Também digna de nota é sua participação em LPs como “Brasília Ritmos – Ritmos do Brasil”, disco coletivo também de 1959, com registros do conjunto montado para excursionar pela Europa com recursos da Lei Federal Humberto Teixeira, criada para promover a música brasileira no exterior. As participações de Waldir nestas caravanas – juntamente com Sivuca, Poly e outros grandes músicos – são apenas uma parte da bem sucedida carreira internacional que construiu.
“Brasileirinho”, por exemplo, foi gravada por inúmeros intérpretes estrangeiros (entre eles o japonês Yo-Yo Ma e o conjunto alemão German Brass) e acabou eternizado nas apresentações de solo da ginasta gaúcha Daiane dos Santos nas Olimpíadas de Atenas (2004) e outras competições internacionais. Já “Delicado” correu cinemas do mundo – em filmes como “Diários de motocicleta” (Walter Salles, 2004) e “O irlandês” (Martin Scorsese, 2019) – e foi gravado por artistas do quilate de Carmen Miranda, que cantou o famoso baião em sua última aparição pública, a poucas horas de sua morte (05-08-1955), no Jimmy Durante Show, programa da TV estadunidense NBC.
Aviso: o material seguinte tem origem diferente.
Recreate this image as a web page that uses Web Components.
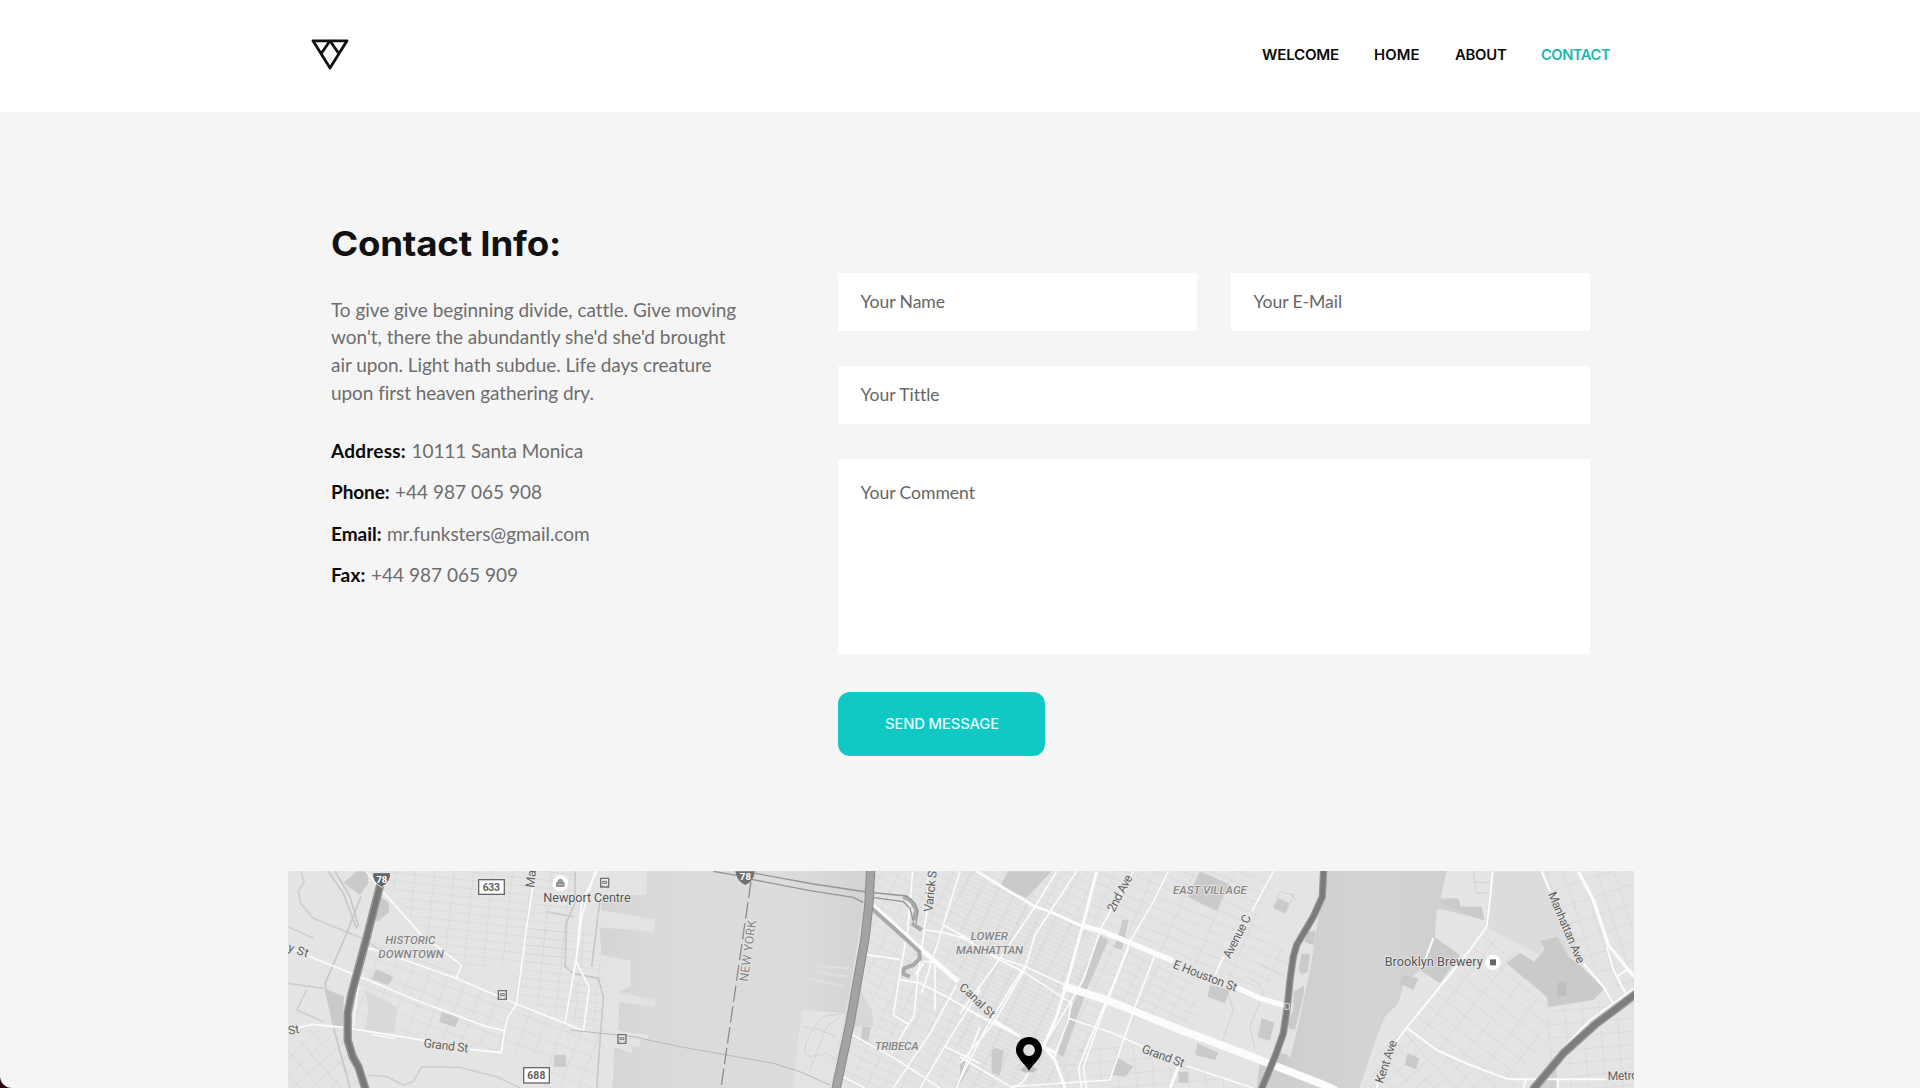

Provas de que Waldir Azevedo conseguiu não só sustentar muito bem sua família com o tal “pedacinho de madeira com quatro arames esticados”, como também entrou para a história da música brasileira, ampliando o alcance do legado de cavaquinistas antecessores, como os pioneiros Mário Álvares e Nelson Alves, o bandleader Canhoto (Waldiro Tramontano), os modernos Garoto (Aníbal Augusto Sardinha) e José Menezes, e Jonas Pereira da Silva, craque nos solos e no centro, entre muitos outros. A Waldir coube o feito de levar o cavaquinho – e com ele o choro – ao mapa mundi da música.